Paul Starrs will not be able to repeat his program, Let the Cowboy Ride: Cattle Ranching in the American West at the Downtown Reno Library on Sunday. Instead, the Sunday, April 26 program at 1:00 PM will be given by Dr. Engrid Barnett. She will address the fascinating history of the Red Dog Saloon in Virginia City which was the epicenter of the psychedelic music movement. During a six-week stint in 1965, the Red Dog Saloon located on C Street in Virginia City, Nevada, became the testing ground for crucial elements of the developing psychedelic esthetic, "San Francisco Sound," and the Counterculture scene. Engrid Barnett is a professional musician (Reno Philharmonic Orchestra) and recent doctoral graduate of the University of Nevada, Reno's Cultural Geography program where she spent five years researching and completing a dissertation on the Red Dog Saloon.
See you there!
Last fall the Reno Gazette-Journal ran several articles on the rebranding of Reno, and defining the core of central Reno as a collection of neighborhoods and districts: Midtown, Wells Avenue, University Gateway, and the Arch District. Each of these districts, among other central Reno neighborhoods, contains cultural and historical resources that represent our past and make Reno distinctive from other communities. Our historic buildings weave together the common thread that tells the story of the Biggest Little City in the World. The Historic Reno Preservation Society is dedicated to supporting the preservation of these resources that have created our community, and that continue to provide a connection to our history.

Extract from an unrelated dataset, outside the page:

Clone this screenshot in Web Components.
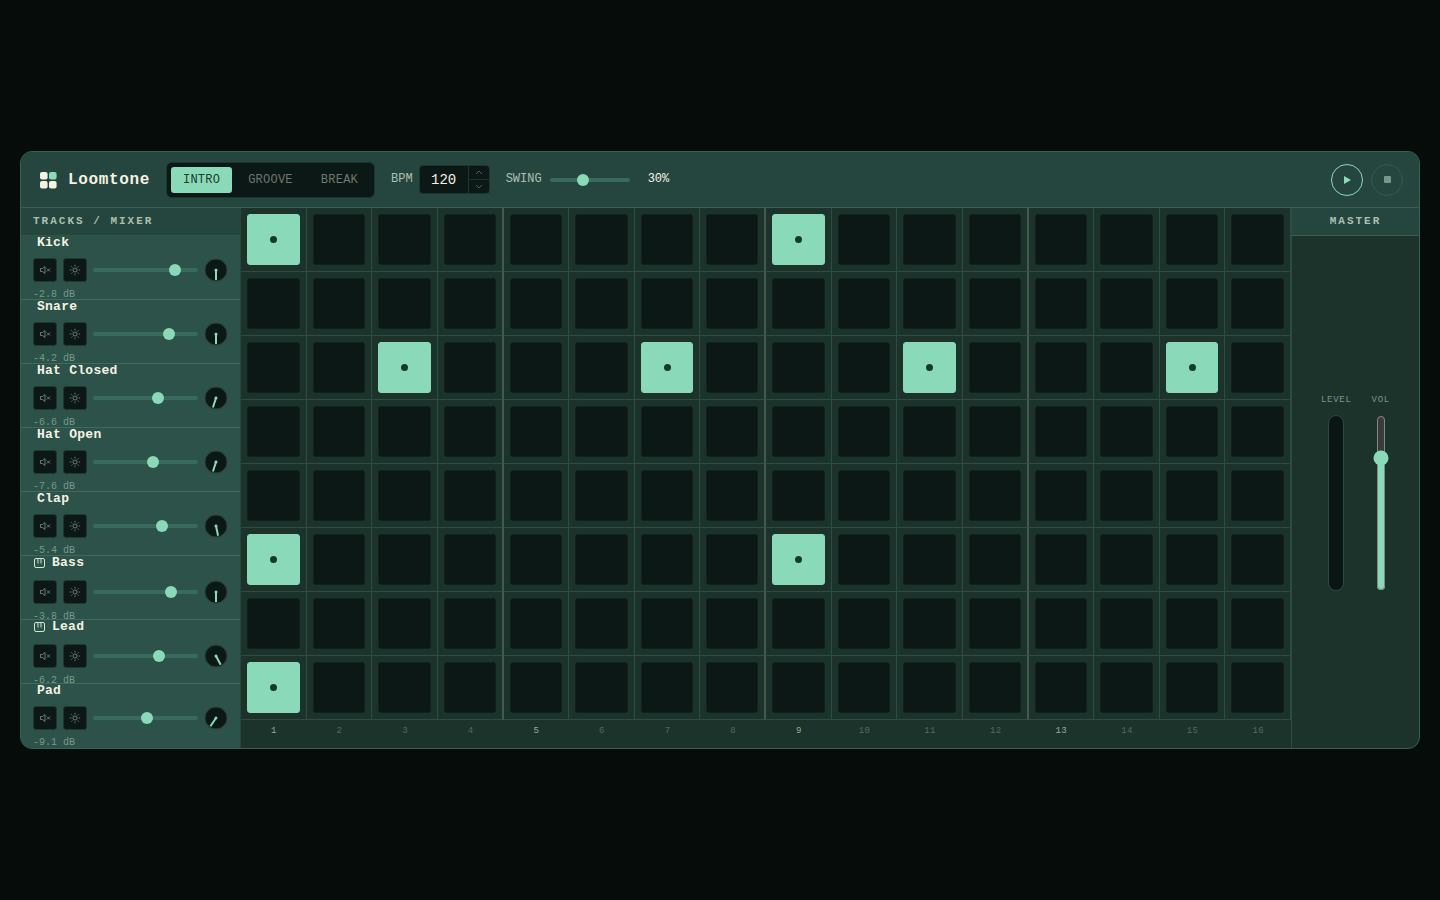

Positive changes are occurring with the development and renovation in our downtown and older neighborhoods. We are seeing new life in these areas and are hearing rumors of what may be coming in the future. As I write this message, the Carter Brothers are planning private and public events at Fifty South Virginia, the former Downtown Post Office (you may have even had the opportunity to attend one of these events). You can stay informed about the progress of this project at facebook.com/50southvirginia.
The Powning Addition and Wells Avenue Neighborhood have already been designated as Neighborhood Conservation Districts, and work is in progress to have the Newlands Neighborhood declared a Neighborhood Historic District.
Businesses along Riverside Drive and in Midtown are successfully repurposing historic buildings into thriving restaurants, coffee shops, bars and retail shopping. The Nevada-California-Oregon Train Depot has been repurposed as The Depot, and holds the honor of being Reno’s first craft brewery and distillery. The Morris Hotel on 4th Street has been repurposed as the Morris Burner Hotel and is contributing to Reno’s thriving art scene.
Over the past two years the Siegel Group, based in Las Vegas, has purchased the Senator Hotel on 2nd Street, the Virginian and Nevadan Hotels on North Virginia, the Truckee Lane Building between 1st Street and the Truckee River and the classic Art Deco El Cortez Hotel. Although two of these are not historic properties, their development will definitely affect the quality of downtown redevelopment projects. The former Kings Inn, a longstanding Reno eyesore, is currently under renovation by Bentar Development, also based in Las Vegas.
The people who developed the projects in the first group discussed above are people who call Reno their home; their investments are where they live. Other projects occurring in Reno’s core are being undertaken by people who don’t have the same connection to the Truckee Meadows, and HRPS must be ever vigilant to ensure that development of historic properties in Reno is pursued in a way that celebrates and preserves our shared history. To this end, the Advisory Advocacy Council has compiled a watch list of potentially threatened historic buildings. Since we aren’t omnipresent, we are asking our HRPS members to notify us if they learn of changes—good or bad, planned or in progress – to any of the buildings below. If we have omitted a building that should be on this list, let us know so we can add it.
The City of Reno’s Community Development Department sums up my sentiments perfectly:
These "old buildings" reflect the character and values of the people who shaped our city and made it into the unique place that it is today. Historic structures add to the value and character of their surroundings. They are nonrenewable resources… In order to maintain the value of historic buildings and to preserve them for future generations, it is necessary to take deliberate measures to ensure their continued survival. (reno.gov/government/departments/community-development-department/historic-resources)
HRPS Program Chair Steve Davis continues to work with Washoe County Library System to offer a second presentation of each of our regular HRPS programs on the Sundays following the regularly scheduled fourth Wednesday programs. Paul Starrs’ program, Let the Cowboy Ride: Ranch Life in Northern Nevada, will presented at the Laxalt Theater on Wednesday, April 23, at 7:00 PM, and in the Auditorium at the Downtown Reno Library on Sunday, April 26, at 1:00 PM
In closing, we welcome Katherine Latham and Patricia & Wayne Melton, our newest Lifetime Members. The Meltons and Ms.Latham join 28 other couples and individuals who have made this commitment to HRPS. Income from Lifetime Memberships is used to support our Neighborhood Preservation Fund.